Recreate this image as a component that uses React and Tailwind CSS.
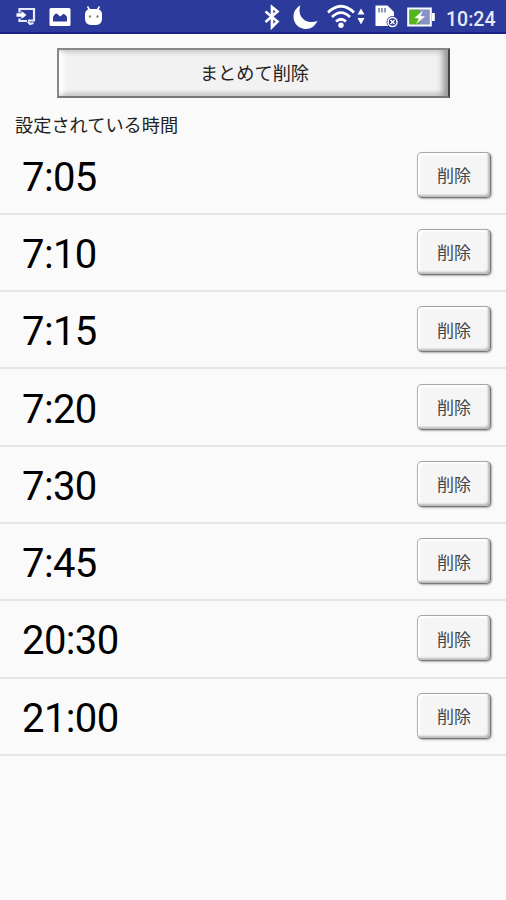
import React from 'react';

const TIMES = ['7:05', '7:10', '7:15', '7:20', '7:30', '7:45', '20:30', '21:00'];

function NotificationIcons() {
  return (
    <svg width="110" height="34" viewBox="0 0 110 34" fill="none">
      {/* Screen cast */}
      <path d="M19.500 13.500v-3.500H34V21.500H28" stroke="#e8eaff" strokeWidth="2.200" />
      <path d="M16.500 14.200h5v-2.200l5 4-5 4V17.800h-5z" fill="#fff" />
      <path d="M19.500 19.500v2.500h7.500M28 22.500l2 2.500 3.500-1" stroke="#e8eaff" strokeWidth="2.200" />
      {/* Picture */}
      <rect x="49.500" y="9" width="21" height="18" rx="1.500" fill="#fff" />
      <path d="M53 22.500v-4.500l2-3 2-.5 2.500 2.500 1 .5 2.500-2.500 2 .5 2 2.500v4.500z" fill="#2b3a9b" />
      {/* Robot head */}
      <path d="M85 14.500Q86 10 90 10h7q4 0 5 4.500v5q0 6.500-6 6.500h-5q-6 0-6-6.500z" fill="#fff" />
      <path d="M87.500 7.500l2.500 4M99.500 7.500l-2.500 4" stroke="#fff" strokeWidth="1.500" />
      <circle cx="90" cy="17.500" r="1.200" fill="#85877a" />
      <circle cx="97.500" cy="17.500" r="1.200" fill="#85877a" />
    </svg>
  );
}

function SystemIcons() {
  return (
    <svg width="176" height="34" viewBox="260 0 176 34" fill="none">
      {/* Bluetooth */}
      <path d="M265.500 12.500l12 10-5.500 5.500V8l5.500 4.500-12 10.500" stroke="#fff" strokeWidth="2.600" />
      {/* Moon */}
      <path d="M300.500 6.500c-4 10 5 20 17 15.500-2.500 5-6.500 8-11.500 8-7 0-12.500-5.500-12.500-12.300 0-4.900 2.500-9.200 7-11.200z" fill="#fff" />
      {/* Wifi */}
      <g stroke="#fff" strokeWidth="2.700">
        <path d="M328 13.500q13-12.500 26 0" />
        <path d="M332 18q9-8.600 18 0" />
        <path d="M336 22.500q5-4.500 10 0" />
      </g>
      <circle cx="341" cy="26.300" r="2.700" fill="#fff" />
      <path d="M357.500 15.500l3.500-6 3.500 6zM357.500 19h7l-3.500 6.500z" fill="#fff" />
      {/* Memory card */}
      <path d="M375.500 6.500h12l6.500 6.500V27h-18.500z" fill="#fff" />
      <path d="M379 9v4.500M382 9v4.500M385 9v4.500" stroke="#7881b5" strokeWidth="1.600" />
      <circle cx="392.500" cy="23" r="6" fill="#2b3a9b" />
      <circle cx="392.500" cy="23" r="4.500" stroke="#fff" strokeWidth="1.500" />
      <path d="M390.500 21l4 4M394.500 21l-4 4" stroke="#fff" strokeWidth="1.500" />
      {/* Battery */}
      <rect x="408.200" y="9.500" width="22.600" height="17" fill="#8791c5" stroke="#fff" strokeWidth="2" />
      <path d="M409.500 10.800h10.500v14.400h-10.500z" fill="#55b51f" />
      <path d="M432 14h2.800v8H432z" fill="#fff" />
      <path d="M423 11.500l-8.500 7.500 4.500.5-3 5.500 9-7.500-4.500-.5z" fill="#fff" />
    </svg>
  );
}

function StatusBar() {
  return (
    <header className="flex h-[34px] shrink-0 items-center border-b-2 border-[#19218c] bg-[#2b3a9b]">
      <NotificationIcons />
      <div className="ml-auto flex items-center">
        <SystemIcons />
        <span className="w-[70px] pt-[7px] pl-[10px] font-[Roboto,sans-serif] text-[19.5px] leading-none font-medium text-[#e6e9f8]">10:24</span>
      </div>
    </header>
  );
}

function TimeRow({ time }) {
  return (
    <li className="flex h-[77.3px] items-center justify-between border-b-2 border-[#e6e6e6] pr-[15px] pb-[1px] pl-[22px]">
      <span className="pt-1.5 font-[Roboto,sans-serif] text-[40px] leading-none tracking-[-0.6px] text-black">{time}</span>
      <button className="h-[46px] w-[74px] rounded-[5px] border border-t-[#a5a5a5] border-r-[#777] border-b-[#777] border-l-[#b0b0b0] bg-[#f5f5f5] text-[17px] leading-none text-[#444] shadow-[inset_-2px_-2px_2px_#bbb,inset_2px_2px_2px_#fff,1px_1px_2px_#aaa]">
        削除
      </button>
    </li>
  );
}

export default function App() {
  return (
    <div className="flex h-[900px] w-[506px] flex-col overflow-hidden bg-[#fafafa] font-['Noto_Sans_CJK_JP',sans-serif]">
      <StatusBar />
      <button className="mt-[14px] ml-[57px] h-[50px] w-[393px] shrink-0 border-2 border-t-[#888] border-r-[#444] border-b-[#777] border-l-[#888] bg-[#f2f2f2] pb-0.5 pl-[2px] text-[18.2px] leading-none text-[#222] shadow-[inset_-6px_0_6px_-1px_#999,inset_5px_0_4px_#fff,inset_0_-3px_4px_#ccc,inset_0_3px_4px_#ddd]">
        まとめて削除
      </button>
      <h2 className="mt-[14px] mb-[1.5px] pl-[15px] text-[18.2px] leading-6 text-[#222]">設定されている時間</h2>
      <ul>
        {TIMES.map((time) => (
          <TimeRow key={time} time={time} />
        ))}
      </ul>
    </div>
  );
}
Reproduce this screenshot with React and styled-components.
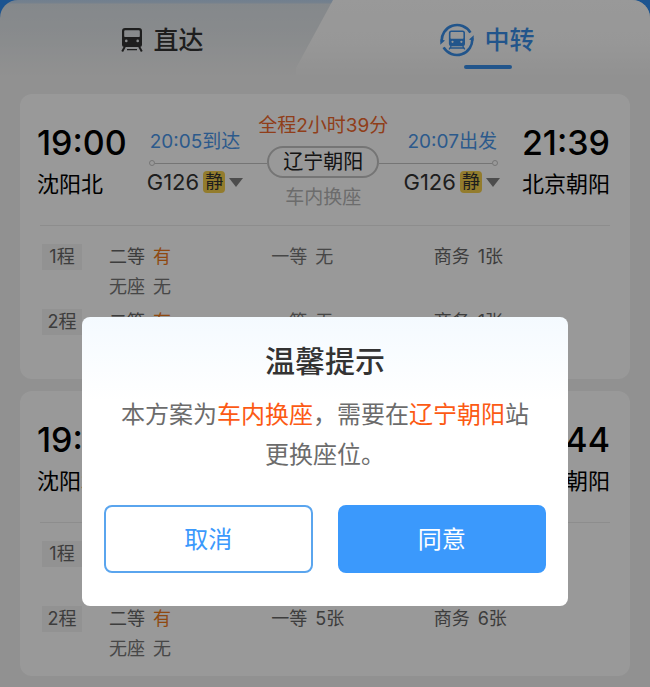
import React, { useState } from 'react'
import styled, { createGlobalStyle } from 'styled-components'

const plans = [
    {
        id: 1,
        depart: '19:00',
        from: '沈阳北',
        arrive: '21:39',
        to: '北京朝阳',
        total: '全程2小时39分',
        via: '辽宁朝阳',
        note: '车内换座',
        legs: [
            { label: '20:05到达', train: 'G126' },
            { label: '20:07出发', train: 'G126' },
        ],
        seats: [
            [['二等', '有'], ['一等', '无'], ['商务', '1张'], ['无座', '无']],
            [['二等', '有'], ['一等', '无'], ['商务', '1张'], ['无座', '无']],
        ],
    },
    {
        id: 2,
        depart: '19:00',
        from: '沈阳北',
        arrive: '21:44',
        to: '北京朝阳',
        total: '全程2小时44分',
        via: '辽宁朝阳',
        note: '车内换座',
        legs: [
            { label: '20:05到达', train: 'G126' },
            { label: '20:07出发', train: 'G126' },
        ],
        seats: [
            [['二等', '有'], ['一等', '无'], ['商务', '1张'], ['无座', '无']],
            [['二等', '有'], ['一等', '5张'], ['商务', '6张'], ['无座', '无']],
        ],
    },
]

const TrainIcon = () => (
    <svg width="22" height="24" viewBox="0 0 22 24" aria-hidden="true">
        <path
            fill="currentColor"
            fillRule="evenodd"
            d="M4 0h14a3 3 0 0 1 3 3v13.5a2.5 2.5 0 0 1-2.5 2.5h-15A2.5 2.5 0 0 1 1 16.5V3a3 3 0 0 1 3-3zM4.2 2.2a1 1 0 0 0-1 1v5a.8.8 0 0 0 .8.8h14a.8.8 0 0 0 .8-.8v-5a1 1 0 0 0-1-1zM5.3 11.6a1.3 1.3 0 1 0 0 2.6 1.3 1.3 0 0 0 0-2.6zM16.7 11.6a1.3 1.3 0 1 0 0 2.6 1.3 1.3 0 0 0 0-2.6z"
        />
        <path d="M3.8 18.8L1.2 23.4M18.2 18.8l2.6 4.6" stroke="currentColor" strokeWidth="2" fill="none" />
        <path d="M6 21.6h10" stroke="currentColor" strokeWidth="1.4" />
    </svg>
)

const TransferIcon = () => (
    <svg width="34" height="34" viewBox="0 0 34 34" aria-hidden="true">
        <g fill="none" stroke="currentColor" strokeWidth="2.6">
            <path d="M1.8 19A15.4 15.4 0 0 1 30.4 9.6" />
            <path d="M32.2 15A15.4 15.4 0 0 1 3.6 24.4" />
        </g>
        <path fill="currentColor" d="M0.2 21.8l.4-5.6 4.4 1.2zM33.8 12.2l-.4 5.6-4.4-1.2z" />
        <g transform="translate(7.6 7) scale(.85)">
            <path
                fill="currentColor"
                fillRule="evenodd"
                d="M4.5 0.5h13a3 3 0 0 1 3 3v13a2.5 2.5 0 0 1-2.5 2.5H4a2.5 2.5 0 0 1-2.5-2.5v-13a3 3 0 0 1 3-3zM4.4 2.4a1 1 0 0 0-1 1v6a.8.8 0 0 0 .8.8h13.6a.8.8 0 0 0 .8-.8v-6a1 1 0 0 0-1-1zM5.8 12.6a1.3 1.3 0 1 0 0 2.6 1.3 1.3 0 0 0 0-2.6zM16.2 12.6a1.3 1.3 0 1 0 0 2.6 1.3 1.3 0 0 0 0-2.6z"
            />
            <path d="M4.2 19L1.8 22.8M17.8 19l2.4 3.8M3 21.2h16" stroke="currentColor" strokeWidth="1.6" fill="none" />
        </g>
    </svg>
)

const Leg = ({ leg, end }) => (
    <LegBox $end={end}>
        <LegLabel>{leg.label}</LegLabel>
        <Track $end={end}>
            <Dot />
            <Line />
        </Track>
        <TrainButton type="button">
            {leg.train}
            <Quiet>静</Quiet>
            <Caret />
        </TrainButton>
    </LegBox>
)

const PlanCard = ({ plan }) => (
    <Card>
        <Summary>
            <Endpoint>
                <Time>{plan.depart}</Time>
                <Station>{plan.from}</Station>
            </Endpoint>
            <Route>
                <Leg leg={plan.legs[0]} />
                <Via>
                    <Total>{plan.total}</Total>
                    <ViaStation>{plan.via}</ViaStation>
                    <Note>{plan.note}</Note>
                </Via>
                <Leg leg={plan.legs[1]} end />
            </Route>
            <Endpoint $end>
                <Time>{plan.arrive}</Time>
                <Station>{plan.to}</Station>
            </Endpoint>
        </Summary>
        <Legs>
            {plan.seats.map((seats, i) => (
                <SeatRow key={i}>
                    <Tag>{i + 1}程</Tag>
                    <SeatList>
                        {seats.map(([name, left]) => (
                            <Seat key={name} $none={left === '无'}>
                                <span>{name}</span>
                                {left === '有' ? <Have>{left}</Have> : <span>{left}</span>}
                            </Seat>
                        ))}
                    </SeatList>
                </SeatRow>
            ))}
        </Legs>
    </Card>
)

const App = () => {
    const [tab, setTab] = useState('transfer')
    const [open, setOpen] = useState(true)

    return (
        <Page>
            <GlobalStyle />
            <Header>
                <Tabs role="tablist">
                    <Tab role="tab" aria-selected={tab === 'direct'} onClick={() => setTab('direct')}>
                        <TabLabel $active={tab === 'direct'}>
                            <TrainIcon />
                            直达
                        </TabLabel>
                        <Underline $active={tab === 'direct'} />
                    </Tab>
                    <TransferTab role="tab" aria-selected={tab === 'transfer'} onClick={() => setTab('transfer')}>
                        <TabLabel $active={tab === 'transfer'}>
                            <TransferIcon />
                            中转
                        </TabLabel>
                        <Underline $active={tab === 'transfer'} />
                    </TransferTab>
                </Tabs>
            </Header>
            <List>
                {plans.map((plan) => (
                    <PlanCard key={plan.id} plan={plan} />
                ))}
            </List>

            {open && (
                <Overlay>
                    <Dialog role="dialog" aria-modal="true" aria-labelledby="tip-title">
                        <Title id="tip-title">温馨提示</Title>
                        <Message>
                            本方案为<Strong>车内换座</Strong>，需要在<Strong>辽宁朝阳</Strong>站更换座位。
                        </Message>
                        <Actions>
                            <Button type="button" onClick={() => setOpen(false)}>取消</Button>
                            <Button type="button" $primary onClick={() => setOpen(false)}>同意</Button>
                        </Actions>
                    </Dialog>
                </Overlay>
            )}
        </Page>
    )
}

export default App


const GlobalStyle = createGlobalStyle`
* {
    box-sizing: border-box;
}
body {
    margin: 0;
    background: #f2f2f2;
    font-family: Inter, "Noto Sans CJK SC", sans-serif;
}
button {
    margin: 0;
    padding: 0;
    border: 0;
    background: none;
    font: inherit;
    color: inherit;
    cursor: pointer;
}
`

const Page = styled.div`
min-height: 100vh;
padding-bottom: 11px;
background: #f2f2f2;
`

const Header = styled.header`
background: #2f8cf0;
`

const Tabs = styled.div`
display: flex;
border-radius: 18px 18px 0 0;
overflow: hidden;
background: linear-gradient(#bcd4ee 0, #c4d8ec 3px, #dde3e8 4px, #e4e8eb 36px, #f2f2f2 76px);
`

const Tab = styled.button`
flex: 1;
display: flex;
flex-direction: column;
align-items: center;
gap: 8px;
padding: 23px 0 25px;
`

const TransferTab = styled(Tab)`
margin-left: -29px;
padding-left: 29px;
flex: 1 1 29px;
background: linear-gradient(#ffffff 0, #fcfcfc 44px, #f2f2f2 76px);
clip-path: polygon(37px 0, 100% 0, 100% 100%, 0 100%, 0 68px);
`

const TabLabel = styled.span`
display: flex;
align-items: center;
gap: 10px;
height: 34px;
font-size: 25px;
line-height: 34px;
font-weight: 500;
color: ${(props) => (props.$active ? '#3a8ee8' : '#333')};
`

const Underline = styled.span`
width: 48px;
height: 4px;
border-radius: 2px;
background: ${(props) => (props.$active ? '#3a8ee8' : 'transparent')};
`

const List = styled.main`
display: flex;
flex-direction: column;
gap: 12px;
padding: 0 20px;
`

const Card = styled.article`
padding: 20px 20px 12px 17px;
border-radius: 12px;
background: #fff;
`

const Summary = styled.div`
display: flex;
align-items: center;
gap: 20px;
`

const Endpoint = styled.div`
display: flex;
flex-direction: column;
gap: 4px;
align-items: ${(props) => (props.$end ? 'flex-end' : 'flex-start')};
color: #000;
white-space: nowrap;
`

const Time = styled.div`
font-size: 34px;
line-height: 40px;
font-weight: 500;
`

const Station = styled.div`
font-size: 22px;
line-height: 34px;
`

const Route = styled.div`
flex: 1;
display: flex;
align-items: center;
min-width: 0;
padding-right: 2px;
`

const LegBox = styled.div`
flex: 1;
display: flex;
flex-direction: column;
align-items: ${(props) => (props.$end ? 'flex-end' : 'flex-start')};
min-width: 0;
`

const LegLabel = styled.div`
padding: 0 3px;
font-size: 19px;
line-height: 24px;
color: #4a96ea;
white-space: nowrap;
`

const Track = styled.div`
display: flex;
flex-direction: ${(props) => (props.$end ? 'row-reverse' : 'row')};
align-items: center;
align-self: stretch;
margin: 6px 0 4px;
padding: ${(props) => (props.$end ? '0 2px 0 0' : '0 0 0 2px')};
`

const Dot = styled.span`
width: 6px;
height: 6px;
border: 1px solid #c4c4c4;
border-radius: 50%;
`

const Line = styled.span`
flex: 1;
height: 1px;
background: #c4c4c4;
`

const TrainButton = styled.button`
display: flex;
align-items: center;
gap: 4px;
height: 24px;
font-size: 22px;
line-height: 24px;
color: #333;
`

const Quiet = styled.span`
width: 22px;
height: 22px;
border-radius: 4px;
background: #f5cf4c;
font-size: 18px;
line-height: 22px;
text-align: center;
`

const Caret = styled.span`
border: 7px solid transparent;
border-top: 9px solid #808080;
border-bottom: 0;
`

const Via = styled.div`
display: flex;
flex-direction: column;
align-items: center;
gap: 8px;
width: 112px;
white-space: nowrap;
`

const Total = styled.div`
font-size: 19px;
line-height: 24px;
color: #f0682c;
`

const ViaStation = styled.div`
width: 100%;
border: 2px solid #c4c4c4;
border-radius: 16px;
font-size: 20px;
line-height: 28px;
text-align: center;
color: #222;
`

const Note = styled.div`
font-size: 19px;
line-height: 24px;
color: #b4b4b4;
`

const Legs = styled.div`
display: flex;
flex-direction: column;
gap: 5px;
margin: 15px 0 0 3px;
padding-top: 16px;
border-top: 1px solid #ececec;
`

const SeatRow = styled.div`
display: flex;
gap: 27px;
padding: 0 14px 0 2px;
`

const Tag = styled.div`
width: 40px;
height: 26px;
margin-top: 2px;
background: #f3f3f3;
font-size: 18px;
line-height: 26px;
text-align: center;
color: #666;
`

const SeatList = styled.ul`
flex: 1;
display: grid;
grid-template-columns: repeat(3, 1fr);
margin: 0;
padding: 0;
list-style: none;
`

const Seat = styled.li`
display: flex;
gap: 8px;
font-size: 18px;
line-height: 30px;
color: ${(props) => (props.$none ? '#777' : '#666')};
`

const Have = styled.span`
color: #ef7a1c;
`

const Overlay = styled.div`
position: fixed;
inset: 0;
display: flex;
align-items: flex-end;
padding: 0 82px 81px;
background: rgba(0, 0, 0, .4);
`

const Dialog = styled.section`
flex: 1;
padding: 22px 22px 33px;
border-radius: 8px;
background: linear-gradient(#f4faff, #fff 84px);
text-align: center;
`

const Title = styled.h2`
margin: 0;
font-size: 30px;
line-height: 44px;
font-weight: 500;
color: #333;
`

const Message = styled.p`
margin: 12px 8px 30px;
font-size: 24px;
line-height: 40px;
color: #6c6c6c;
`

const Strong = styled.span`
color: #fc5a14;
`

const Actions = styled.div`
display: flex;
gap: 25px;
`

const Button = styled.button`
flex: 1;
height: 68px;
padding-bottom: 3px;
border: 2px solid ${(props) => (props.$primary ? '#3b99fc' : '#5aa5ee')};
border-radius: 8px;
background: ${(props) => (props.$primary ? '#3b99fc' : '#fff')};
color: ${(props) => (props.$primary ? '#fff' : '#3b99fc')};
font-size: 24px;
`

════

SHORT TASK: The word "components" may appear on some lines of these records; state how many such lines there are, and nothing else.

PROBLEM SOLUTION: 2